Required work
Keep only the lines of the data below that contain "index", and copy them.

%%

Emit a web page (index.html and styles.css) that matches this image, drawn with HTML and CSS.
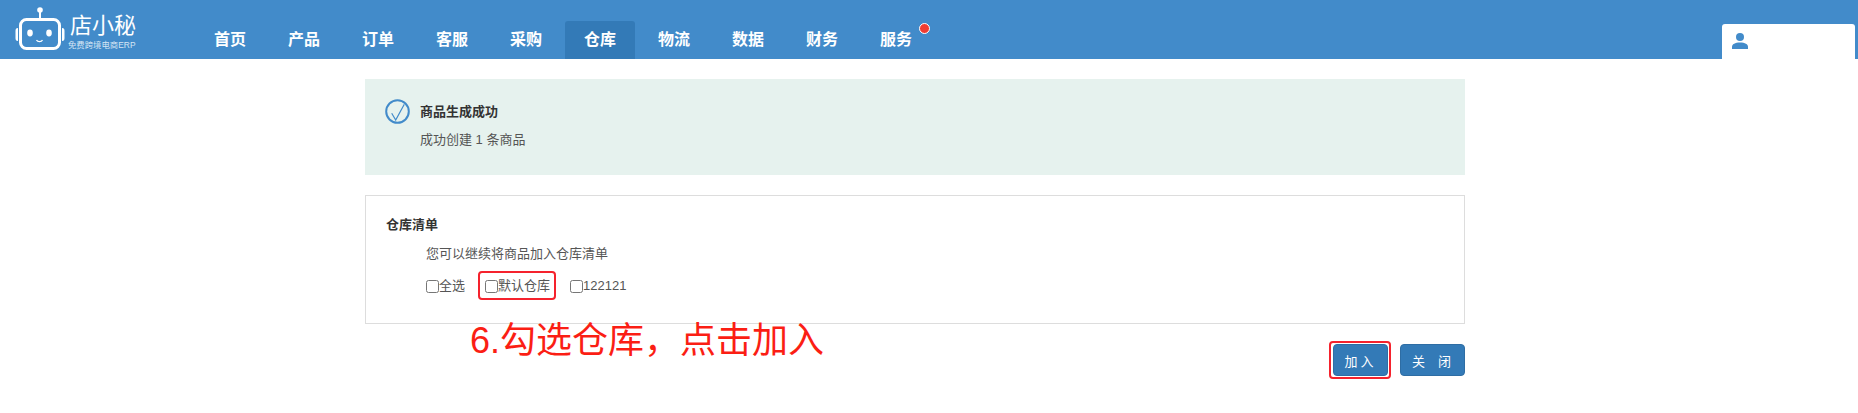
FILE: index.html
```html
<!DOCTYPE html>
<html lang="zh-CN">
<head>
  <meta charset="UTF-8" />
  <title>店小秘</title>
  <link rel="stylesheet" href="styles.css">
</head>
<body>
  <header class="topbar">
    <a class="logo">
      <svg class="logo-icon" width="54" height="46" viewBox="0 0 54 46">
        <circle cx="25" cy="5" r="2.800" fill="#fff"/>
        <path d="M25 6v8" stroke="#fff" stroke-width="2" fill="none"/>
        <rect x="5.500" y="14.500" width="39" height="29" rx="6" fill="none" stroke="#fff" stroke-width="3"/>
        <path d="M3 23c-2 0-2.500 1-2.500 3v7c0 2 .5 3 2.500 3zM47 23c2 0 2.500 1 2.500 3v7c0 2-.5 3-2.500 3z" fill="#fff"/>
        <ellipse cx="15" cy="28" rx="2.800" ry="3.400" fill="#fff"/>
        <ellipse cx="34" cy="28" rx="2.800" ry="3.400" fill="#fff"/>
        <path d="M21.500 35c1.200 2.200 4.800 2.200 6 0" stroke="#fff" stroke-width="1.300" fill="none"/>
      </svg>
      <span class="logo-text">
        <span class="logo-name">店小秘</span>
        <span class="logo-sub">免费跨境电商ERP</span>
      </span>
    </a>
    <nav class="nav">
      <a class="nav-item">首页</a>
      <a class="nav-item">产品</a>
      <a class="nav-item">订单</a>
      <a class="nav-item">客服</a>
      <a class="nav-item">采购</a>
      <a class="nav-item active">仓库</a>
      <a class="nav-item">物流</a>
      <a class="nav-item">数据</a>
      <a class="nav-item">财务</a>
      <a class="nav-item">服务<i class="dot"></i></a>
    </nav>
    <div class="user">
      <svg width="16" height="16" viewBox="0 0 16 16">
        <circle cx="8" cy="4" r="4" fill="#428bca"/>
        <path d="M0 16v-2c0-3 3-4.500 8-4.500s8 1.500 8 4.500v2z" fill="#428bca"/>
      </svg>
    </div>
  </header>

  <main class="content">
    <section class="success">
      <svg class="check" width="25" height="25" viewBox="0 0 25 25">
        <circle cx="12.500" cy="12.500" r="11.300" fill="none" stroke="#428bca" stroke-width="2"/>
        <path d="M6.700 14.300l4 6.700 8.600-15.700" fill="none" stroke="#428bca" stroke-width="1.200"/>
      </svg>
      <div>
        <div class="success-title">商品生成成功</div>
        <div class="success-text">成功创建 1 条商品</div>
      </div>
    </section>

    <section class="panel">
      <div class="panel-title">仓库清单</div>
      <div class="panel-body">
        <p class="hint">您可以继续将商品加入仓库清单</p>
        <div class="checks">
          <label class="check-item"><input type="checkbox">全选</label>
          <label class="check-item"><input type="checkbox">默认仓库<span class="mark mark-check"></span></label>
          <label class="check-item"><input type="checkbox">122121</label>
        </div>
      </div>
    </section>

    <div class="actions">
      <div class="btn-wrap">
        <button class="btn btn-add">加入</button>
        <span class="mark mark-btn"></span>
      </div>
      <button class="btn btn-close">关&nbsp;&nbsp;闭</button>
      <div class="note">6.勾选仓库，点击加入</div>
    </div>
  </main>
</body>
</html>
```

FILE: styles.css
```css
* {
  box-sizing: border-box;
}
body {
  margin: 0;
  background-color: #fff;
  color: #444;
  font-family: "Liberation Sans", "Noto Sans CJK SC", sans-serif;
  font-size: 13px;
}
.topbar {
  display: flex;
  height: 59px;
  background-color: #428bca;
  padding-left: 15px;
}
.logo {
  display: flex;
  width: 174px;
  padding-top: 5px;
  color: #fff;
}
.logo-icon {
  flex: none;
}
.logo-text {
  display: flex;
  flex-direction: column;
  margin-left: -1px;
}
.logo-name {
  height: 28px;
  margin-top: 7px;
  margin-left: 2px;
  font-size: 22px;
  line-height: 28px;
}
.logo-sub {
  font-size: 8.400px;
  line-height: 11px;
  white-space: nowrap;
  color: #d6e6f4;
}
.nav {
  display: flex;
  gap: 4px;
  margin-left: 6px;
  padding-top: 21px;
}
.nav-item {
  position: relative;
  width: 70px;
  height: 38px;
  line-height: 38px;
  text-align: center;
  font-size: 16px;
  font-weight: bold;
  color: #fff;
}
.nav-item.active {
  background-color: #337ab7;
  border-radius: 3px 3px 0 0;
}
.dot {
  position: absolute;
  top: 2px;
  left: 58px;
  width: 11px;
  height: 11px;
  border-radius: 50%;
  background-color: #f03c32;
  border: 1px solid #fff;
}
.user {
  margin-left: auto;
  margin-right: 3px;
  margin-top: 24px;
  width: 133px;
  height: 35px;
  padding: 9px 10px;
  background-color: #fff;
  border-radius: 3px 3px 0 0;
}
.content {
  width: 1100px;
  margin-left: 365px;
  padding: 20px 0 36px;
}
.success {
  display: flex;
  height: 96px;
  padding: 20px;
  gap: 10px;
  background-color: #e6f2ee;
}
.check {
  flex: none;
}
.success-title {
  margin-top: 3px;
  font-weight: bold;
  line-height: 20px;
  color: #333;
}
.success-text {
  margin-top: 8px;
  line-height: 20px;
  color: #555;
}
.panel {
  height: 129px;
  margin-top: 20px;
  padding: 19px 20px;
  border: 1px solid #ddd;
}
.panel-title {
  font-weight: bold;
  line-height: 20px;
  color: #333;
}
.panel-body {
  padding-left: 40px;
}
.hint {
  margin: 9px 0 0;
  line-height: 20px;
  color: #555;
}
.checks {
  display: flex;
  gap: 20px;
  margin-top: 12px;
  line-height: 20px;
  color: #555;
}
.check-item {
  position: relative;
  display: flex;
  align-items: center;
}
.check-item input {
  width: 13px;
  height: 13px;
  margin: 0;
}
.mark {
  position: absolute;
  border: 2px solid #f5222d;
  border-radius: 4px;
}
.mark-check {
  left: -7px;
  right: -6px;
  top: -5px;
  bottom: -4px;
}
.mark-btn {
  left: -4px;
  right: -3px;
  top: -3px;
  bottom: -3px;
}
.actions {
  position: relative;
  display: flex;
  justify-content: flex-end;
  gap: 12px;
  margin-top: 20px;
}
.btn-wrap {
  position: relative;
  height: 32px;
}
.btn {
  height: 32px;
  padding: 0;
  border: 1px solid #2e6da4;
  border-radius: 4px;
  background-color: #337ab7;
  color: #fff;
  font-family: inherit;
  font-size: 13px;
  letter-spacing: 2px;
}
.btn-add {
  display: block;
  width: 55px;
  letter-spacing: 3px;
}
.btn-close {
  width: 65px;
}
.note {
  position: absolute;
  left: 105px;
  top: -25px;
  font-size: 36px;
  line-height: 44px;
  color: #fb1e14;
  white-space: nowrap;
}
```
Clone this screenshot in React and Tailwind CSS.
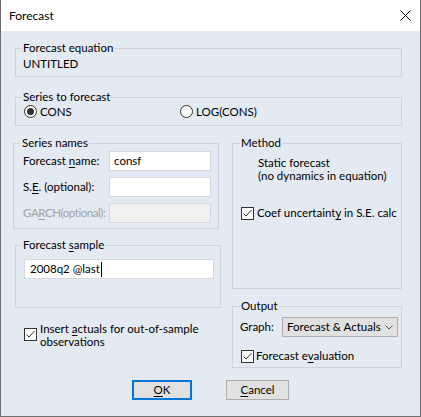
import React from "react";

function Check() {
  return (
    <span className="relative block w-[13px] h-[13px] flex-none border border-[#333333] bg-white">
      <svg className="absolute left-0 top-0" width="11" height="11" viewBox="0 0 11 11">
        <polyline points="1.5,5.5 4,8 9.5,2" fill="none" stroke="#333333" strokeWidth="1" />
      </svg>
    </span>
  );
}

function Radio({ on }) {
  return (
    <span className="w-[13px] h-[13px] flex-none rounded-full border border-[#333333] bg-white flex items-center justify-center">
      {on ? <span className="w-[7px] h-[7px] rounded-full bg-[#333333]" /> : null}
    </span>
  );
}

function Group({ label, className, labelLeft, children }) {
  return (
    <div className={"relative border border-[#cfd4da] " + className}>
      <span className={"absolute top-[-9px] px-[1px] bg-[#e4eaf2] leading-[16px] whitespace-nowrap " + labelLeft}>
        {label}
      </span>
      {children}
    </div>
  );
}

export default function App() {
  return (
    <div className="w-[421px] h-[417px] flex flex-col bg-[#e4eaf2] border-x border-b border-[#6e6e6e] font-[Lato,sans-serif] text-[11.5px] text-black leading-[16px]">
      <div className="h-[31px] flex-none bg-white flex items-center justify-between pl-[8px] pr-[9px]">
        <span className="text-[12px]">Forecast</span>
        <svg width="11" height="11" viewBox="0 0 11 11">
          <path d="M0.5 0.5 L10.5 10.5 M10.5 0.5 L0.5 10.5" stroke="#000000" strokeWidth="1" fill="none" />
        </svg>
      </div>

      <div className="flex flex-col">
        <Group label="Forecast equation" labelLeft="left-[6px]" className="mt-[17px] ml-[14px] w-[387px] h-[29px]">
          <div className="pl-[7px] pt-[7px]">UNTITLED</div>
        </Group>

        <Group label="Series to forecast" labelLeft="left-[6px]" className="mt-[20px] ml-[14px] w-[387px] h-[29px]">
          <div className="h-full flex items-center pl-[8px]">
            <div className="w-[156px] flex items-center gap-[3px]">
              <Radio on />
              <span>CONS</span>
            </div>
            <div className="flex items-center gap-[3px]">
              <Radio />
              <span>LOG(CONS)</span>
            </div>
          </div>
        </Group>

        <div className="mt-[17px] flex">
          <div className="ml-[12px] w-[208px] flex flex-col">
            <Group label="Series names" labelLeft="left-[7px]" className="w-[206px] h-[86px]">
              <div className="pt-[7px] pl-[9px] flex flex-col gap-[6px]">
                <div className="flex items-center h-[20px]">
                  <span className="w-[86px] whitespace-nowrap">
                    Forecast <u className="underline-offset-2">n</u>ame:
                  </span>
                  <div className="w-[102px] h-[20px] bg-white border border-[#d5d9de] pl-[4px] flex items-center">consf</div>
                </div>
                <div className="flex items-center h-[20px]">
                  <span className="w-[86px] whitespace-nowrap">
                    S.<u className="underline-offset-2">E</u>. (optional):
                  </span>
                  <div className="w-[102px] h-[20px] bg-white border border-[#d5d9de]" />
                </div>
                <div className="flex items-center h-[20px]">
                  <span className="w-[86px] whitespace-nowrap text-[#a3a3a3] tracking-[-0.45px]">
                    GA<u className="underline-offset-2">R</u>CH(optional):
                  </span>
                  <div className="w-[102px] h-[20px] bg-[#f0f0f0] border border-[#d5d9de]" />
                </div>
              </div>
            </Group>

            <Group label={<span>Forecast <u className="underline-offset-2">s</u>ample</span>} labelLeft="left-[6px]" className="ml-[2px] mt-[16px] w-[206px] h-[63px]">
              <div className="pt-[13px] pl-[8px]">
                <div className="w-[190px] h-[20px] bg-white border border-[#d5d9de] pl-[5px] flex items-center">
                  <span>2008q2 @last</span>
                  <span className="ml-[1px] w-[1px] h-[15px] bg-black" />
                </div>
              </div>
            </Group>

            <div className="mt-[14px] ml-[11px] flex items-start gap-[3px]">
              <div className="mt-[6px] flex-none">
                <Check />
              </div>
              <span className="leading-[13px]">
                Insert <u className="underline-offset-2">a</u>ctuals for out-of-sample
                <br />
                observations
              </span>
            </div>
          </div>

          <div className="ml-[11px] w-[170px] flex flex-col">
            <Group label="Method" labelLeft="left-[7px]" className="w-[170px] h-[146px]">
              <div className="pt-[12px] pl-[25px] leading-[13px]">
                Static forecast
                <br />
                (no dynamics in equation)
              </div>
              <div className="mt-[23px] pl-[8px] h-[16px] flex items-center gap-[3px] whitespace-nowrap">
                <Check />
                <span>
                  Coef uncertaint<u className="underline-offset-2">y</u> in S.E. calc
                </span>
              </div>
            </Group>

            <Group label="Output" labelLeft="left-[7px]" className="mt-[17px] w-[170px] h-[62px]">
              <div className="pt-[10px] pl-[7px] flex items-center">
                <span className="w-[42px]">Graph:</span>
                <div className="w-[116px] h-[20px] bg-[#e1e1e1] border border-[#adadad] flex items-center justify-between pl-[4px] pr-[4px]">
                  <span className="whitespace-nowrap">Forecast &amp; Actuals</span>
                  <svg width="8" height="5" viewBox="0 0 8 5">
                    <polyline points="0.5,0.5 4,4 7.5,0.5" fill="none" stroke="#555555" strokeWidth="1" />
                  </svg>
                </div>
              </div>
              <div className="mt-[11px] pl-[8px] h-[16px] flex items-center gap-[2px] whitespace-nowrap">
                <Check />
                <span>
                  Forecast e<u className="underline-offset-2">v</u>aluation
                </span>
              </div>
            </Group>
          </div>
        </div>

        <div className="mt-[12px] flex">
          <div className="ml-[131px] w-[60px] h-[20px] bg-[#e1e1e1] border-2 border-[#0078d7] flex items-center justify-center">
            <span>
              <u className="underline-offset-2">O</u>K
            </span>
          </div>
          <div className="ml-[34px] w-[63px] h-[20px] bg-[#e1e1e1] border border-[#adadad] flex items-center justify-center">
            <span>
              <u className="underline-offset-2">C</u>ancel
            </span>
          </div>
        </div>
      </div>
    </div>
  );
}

%%

Answer to this problem
Emit a web page (index.html and styles.css) that matches this image, drawn with HTML and CSS.
FILE: index.html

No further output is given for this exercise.